In that particular game I reshaped the scenario a bit so the map-holder was an NPC and the PCs would buy (or steal!) the map from him. Problem solved, at least tactically. Since then, though, I’ve avoided investing a big hook in a PC unless the player is person close to me— like my spouse or a close friend— whom I can rely on to be there through the whole story. Some might call this favoritism…. I call it the GM deserves to have fun, too, and that requires being able to rely on people to do their parts.

#2 Comment By Phil Vecchione On May 2, 2021 @ 5:07 pm

The ROM construct version in Fantasy is some kind of soul in a crystal ball. You can hold it and interact with it, and it can cast spells and such. If it needed to do something physical you could give it some form of Mage Hands.

The playing leaving who has the character with the hook is always tricky. I try not to have too many hooks rely on a single player, or if I do, I get it known to the group quickly, so that if something happens to the player, the rest of the party knows. I think you took care of it correctly and got the game back on track. That problem is always a ticky one.

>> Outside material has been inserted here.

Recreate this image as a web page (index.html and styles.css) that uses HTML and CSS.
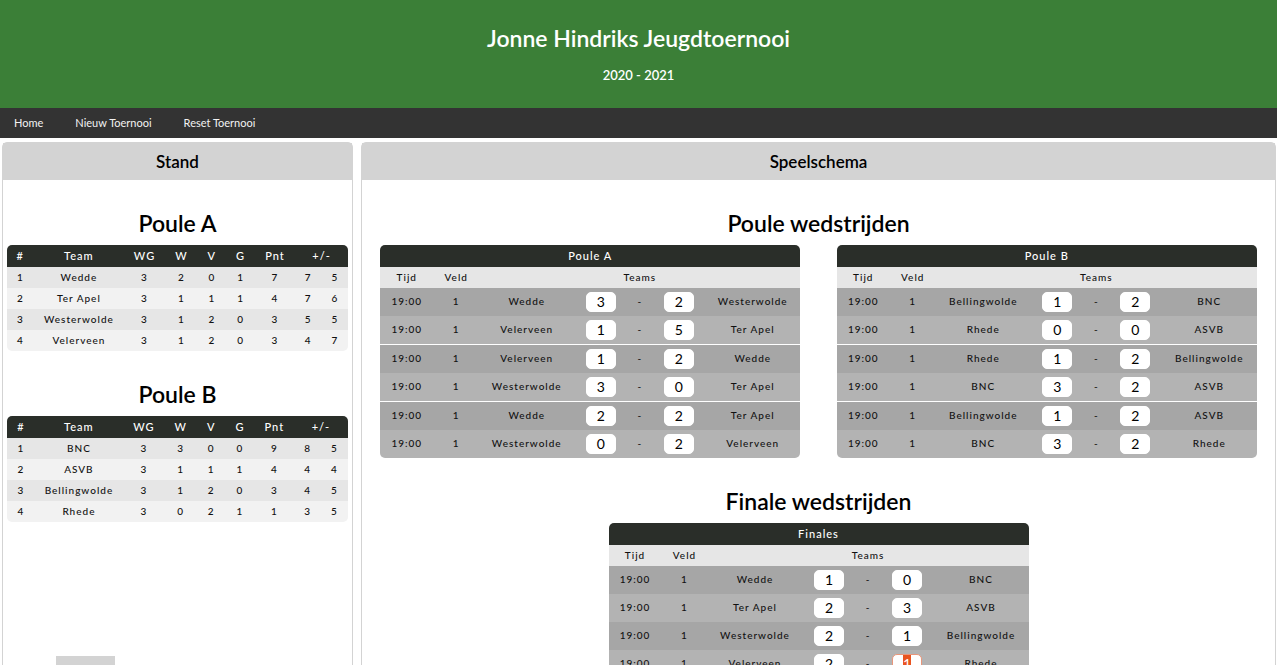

#3 Comment By Will Martin On May 4, 2021 @ 2:57 pm

I like this article, especially because it’s one of the few uses of a GMPC that I really push for. If your players need a healbot, and no one wants to play a healbot, you can play a healbot well. I would love to see that article, though I’m sure if I poked through the archives I could find one.

I really also love the subtle notion that roles are not there to achieve a game being “proper” but rather to entertain a player and allow them to shine. You kind of pointed them out in, “Play Around It” and when talking about your Sprawl game. Does a mechanic need to be there if there is no one to be entertained by it?